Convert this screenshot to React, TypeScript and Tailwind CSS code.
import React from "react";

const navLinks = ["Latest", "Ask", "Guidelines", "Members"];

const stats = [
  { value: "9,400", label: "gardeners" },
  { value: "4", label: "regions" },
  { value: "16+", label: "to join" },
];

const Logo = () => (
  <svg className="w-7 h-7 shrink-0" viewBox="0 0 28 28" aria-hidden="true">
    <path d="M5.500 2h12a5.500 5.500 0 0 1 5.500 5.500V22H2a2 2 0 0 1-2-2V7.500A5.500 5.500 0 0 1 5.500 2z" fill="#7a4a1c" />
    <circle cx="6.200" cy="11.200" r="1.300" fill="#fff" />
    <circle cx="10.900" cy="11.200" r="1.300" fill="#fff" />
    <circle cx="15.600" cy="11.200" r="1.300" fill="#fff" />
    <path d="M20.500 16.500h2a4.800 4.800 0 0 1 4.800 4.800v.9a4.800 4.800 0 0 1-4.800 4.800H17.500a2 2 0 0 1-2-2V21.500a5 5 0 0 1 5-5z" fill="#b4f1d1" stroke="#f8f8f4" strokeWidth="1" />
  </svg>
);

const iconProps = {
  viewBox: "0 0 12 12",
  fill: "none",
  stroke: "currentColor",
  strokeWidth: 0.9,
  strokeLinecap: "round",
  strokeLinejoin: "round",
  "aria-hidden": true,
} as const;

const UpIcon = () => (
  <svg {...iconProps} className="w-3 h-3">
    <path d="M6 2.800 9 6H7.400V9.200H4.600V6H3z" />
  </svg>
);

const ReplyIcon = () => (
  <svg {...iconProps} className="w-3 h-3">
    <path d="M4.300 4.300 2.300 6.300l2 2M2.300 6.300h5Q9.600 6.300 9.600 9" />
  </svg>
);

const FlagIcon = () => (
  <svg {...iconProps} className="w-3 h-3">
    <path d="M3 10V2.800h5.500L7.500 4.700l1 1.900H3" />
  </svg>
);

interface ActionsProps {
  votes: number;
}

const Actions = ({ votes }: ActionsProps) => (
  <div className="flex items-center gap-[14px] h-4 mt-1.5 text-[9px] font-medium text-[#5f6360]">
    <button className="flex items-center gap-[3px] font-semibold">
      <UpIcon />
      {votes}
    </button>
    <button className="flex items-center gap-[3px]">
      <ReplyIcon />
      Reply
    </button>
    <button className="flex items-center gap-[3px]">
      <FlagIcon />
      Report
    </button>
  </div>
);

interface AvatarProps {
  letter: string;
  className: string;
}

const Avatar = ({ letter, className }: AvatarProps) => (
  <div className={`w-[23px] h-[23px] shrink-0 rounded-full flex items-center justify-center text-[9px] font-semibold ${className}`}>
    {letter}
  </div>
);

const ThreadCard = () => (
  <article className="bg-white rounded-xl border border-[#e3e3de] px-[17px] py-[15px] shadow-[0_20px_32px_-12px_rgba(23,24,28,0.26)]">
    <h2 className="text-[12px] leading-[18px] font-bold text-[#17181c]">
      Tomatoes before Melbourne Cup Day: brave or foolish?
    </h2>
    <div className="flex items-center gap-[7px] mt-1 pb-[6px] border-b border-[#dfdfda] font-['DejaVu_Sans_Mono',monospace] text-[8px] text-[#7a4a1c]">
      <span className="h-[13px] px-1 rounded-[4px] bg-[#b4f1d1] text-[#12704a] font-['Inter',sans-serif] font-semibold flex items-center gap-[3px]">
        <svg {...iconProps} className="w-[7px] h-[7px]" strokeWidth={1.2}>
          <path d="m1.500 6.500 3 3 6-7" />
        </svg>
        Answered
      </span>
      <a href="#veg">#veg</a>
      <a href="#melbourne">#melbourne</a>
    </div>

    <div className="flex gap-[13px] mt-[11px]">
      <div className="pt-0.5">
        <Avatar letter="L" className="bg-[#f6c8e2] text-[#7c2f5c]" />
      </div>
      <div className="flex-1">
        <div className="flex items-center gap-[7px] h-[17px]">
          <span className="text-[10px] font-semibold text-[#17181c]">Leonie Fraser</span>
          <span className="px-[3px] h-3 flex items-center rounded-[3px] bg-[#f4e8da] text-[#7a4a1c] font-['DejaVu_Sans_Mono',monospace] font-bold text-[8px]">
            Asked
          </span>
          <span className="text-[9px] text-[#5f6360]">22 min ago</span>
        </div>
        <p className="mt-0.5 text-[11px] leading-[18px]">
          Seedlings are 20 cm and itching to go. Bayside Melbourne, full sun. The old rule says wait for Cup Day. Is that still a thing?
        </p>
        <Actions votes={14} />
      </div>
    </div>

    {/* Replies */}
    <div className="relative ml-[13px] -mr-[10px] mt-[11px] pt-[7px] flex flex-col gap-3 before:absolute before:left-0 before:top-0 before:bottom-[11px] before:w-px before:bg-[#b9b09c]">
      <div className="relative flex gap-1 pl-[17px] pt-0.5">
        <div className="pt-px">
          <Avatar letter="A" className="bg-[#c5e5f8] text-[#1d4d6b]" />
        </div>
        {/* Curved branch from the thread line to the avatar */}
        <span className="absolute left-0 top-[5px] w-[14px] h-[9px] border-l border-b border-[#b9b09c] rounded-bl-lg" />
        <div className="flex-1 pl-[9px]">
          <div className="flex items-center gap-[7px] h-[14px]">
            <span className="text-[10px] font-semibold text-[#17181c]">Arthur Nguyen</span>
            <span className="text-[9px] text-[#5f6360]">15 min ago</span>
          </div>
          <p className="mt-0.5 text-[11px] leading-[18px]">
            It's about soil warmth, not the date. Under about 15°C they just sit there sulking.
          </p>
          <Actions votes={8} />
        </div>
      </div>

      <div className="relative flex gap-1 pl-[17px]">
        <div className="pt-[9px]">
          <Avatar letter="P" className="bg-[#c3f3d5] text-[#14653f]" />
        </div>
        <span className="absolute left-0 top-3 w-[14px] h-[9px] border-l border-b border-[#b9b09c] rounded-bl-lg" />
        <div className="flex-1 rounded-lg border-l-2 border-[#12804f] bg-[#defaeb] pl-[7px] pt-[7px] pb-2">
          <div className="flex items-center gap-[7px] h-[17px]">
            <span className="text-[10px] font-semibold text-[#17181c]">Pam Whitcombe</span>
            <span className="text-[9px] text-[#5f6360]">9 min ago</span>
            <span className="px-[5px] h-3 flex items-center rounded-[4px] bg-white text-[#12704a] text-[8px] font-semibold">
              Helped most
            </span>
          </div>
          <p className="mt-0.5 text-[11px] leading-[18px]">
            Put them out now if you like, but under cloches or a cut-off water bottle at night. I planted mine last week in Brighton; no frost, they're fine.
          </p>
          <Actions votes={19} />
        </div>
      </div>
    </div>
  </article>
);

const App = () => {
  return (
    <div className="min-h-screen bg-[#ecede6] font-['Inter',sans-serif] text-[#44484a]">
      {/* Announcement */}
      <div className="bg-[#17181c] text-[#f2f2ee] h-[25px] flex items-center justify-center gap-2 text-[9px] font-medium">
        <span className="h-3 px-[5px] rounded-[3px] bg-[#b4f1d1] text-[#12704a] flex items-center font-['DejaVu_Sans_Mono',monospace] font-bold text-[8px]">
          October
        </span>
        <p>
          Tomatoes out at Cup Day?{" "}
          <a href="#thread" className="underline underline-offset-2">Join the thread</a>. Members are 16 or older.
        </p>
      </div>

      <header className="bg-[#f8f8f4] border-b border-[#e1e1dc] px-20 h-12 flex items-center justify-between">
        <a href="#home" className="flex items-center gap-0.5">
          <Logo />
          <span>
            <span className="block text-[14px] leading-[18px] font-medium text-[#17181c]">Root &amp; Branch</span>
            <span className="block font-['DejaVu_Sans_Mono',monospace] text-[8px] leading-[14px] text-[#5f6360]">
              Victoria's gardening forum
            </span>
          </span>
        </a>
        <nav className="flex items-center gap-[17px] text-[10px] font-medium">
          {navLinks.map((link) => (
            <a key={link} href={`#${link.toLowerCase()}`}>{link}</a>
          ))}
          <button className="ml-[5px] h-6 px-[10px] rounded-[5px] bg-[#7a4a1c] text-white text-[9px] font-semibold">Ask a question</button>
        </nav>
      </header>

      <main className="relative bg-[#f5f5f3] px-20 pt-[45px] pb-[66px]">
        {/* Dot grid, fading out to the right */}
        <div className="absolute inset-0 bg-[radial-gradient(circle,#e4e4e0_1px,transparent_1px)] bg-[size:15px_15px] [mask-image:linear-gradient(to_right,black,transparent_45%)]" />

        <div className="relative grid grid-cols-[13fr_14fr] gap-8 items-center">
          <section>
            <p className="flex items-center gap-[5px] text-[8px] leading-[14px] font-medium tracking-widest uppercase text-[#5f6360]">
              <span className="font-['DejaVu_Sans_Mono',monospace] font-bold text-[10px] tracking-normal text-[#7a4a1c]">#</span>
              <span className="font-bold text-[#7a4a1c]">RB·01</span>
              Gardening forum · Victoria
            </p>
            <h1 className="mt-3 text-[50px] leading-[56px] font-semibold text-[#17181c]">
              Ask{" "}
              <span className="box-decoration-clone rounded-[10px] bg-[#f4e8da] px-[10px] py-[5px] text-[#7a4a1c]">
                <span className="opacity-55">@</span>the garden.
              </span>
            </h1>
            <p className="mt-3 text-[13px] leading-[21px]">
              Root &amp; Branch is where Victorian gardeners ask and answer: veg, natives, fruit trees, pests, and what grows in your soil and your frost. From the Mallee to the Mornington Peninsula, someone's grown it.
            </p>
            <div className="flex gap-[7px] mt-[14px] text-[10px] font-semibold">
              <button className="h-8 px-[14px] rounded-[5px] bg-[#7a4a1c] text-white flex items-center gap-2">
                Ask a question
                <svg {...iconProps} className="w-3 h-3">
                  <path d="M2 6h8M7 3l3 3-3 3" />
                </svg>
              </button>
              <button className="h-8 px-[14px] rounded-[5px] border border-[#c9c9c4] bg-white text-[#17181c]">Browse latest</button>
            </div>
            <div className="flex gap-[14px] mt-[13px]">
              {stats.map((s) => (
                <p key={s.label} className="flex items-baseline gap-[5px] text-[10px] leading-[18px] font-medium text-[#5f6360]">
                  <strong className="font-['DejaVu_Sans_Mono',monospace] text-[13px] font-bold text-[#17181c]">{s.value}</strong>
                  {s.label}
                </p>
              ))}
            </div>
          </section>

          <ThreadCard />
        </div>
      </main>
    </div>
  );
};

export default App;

###

Report all lines of the material that contain the word "React".

Convert this screenshot to React, TypeScript and Tailwind CSS code.
import React from "react";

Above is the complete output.